Piet Hein, a direct descendant of Piet Pieterszoon Hein, the 17th-Century Dutch naval hero, was born in Copenhagen. He studied at the Institute for Theoretical Physics of the University of Copenhagen (later to become the Niels Bohr Institute), and Technical University of Denmark. Yale awarded him an honorary doctorate in 1972.
Hein was a rational idealist, philosopher, poet, and mathematician who, in his own words, "played mental ping-pong" with Niels Bohr in the inter-War period.

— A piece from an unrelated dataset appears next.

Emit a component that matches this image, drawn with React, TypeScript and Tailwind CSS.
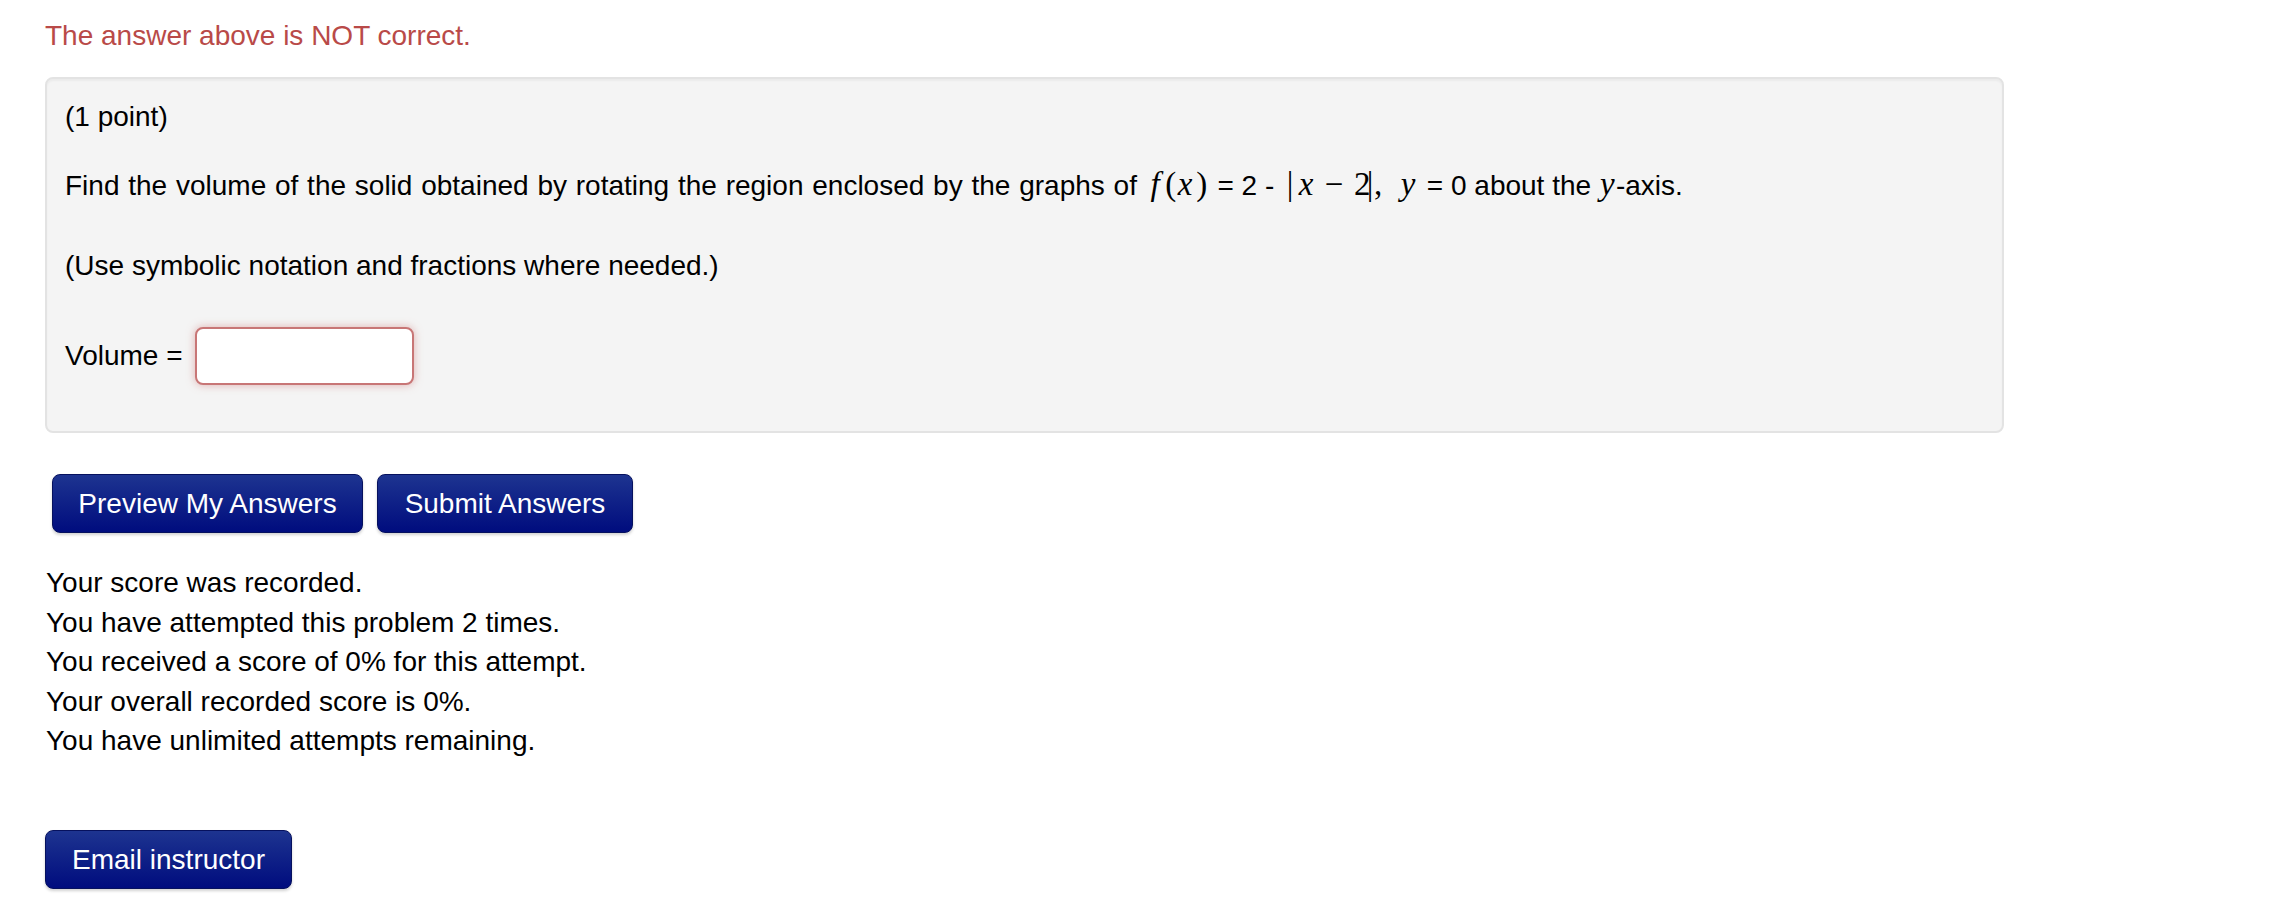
import React from "react";

const mi =
  "inline-block text-center font-['Liberation_Serif','Times_New_Roman',serif] text-[33px] italic";
const mo =
  "inline-block text-center font-['Liberation_Serif','Times_New_Roman',serif] text-[33px]";

const btn =
  "h-[59px] flex items-center justify-center rounded-[8px] border border-[#06115e] bg-[linear-gradient(to_bottom,#1d3490,#000c7e)] text-white shadow-[0_2px_3px_rgba(0,0,0,0.18)]";

export default function App() {
  return (
    <div className="min-h-[913px] bg-white font-['Liberation_Sans',Arial,sans-serif] text-[28px] leading-[39.4px] text-black pl-[45px] pt-[16.4px]">
      <div className="text-[#b94a48]">The answer above is NOT correct.</div>

      <div className="mt-[21.7px] w-[1959px] rounded-[8px] border-2 border-[#e3e3e3] bg-[#f4f4f4] pl-[18px] pt-[18px] pb-[45.7px] shadow-[inset_0_2px_2px_rgba(0,0,0,0.04)]">
        <div>(1 point)</div>
        <div className="mt-[28px] whitespace-nowrap">
          <span className="[word-spacing:1px]">
            Find the volume of the solid obtained by rotating the region enclosed by the graphs of{" "}
          </span>
          <span className={`${mi} w-[19px]`}>f</span>
          <span className={`${mo} w-[12px]`}>(</span>
          <span className={`${mi} w-[17px]`}>x</span>
          <span className={`${mo} w-[16px]`}>)</span>
          {" = 2 - "}
          <span className={`${mo} w-[16px]`}>|</span>
          <span className={`${mi} w-[16px]`}>x</span>
          <span className={`${mo} w-[40px]`}>−</span>
          <span className={`${mo} w-[12px]`}>2</span>
          <span className={`${mo} w-[8px]`}>|</span>
          <span className={`${mo} w-[8px]`}>,</span>
          <span className={`${mi} ml-[15px] w-[22px]`}>y</span>
          {" = 0 about the "}
          <span className={`${mi} w-[17px]`}>y</span>
          -axis.
        </div>
        <div className="mt-[40.3px]">(Use symbolic notation and fractions where needed.)</div>
        <div className="mt-[42px] flex h-[58px] items-center">
          <span>Volume =</span>
          <input
            type="text"
            className="ml-[12px] h-[58px] w-[219px] rounded-[8px] border-2 border-[#c87676] bg-white outline-none shadow-[0_0_8px_rgba(213,147,146,0.7)]"
          />
        </div>
      </div>

      <div className="mt-[41.6px] flex gap-[14px] pl-[7px]">
        <button className={`${btn} w-[311px]`}>Preview My Answers</button>
        <button className={`${btn} w-[256px]`}>Submit Answers</button>
      </div>

      <div className="mt-[30px] pl-[1px]">
        <div>Your score was recorded.</div>
        <div>You have attempted this problem 2 times.</div>
        <div>You received a score of 0% for this attempt.</div>
        <div>Your overall recorded score is 0%.</div>
        <div>You have unlimited attempts remaining.</div>
      </div>

      <div className="mt-[69.6px]">
        <button className={`${btn} w-[247px]`}>Email instructor</button>
      </div>
    </div>
  );
}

After Liberation, Scandinavian architects, tired of square buildings but cognizant that circular buildings were impractical, asked Piet Hein for a solution. Applying his mathematical prowess to the problem, Piet Hein proposed to use the superellipse, which was first used for Sergel’s Square in Stockholm and later became a hallmark of modern Scandinavian architecture.
In addition to the thousands of poems or "grooks" he wrote, Piet Hein devised multiple math games and advocated the use of the superellipse curve in city planning, furniture making and other realms. He also invented a perpetual calendar called the Astro Calendar and marketed housewares based on the superellipse and superegg.
In cooperation with the Swedish designer, Bruno Mathsson, Piet Hein later used his signature shape for the Superellipse Table Series, which Fritz Hansen put into production in 1968.